La horda criminal desde las tribunas permanece en la estupefacción, asiste confusa a la invocación del obispo. Luego las propias fieras, que habían sido ‘hipnotizadas’ por la acción del santo, retoman su naturaleza y ejecutan sus pasiones. Pero esta vez no fue lo mismo: la multitud que normalmente salía embriagada, excitada y alegre con el horror, esta vez parte frustrada, incomodada, como sintiendo su sucia complicidad en la maléfica orgía.
Y cuando el manto de la noche cubre el Coliseo y sus arenas, llegan los cristianos por su santo botín, el más puro de ese día, las reliquias de Ignacio. Tomaron arena mezclada con sangre, y también – oh milagro – encontraron intacto un fémur y el insigne corazón.
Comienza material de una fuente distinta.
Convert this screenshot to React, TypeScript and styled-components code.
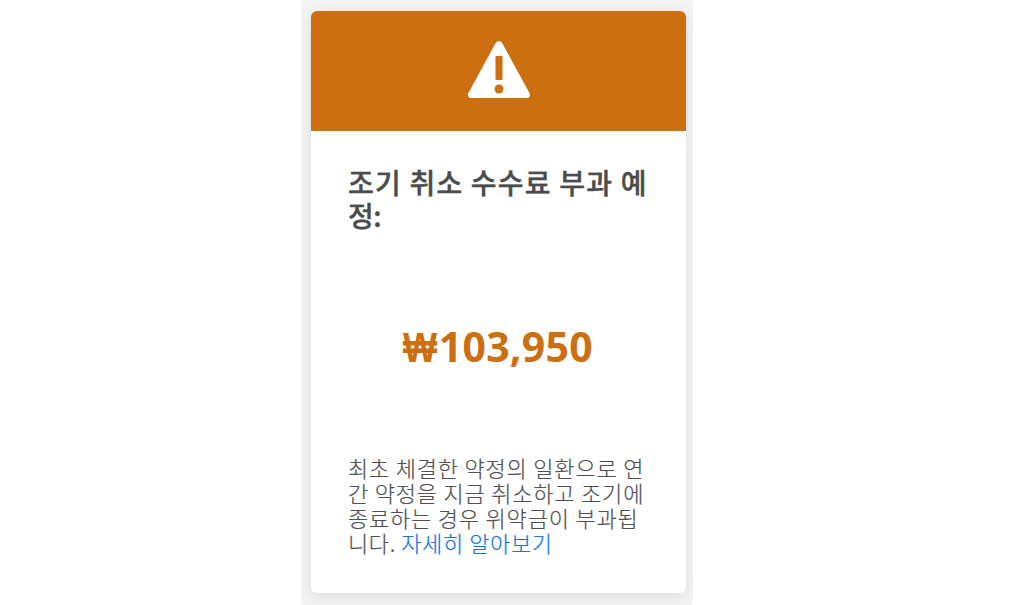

Sin embargo, las bellas sorpresas de la jornada no habían concluido. Estando ya en las catacumbas, donde tendrían sede esas reliquias, se manifiesta otro prodigio que explicaba la enigmática respuesta que había dado a Trajano al inicio de su calvárico periplo: En un círculo, las venas y arterias del corazón formaba las celebres palabras que habían encabezado la propia cruz de Cristo: Iesus Nazarenus Rex iudeorum.
Su corazón era todo del Rey de los judíos y así Dios lo quiso manifestar a toda la posteridad.